> [Instruction]
Read the listing and extract each line that includes the word "page".

___ Material supplied

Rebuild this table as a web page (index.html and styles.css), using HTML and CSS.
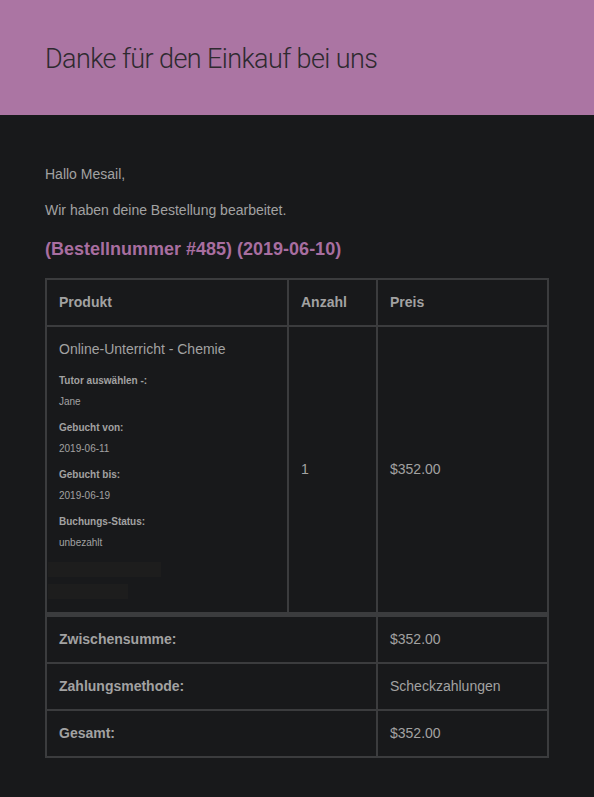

______
___ Material supplied

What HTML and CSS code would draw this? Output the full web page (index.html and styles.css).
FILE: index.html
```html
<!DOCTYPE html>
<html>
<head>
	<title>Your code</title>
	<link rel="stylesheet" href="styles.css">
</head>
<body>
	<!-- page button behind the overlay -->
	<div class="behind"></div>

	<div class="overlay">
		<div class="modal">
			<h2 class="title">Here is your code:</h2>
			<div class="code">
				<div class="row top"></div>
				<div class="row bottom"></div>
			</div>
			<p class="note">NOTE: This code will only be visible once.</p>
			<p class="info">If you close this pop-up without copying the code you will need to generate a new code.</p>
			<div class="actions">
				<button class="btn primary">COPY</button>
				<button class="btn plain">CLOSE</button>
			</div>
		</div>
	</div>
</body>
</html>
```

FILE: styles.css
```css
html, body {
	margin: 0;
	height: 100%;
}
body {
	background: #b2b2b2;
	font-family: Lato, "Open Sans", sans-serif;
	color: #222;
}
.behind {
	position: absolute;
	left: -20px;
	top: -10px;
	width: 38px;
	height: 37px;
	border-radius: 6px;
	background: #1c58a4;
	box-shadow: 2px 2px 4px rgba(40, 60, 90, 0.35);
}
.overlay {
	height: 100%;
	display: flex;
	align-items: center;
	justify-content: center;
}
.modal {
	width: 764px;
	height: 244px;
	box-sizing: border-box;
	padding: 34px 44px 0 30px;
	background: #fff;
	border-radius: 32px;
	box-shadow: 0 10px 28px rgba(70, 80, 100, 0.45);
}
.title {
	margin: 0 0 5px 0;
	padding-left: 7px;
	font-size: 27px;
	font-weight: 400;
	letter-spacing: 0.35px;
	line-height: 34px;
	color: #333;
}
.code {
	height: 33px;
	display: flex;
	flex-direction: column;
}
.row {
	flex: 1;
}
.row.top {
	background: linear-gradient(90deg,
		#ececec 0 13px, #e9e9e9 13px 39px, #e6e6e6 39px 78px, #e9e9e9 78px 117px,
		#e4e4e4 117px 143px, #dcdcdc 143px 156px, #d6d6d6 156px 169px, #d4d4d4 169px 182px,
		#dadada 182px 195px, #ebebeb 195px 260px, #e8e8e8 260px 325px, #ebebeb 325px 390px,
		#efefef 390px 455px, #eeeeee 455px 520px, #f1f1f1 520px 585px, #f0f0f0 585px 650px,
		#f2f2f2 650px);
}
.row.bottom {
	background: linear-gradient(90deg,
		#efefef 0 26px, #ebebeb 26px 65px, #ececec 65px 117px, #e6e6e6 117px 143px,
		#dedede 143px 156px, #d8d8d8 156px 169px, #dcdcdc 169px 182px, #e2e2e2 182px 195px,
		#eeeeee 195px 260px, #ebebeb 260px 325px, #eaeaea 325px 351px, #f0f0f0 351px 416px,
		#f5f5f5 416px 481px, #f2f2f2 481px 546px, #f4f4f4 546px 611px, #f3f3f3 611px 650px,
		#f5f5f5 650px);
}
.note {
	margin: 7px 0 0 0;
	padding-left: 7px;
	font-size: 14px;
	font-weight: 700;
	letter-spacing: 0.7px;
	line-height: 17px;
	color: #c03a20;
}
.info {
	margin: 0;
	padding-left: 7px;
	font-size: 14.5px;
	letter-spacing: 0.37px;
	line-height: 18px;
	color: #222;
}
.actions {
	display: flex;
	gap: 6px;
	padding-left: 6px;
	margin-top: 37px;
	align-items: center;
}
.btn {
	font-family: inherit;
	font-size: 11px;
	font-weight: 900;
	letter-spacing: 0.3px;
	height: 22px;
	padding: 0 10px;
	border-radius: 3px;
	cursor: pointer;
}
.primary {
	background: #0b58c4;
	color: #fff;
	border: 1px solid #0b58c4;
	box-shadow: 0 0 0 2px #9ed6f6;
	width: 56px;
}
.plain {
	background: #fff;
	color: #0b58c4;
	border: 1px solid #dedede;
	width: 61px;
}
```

______

> [Complete response]
Rebuild this table as a web page (index.html and styles.css), using HTML and CSS.
What HTML and CSS code would draw this? Output the full web page (index.html and styles.css).
	<!-- page button behind the overlay -->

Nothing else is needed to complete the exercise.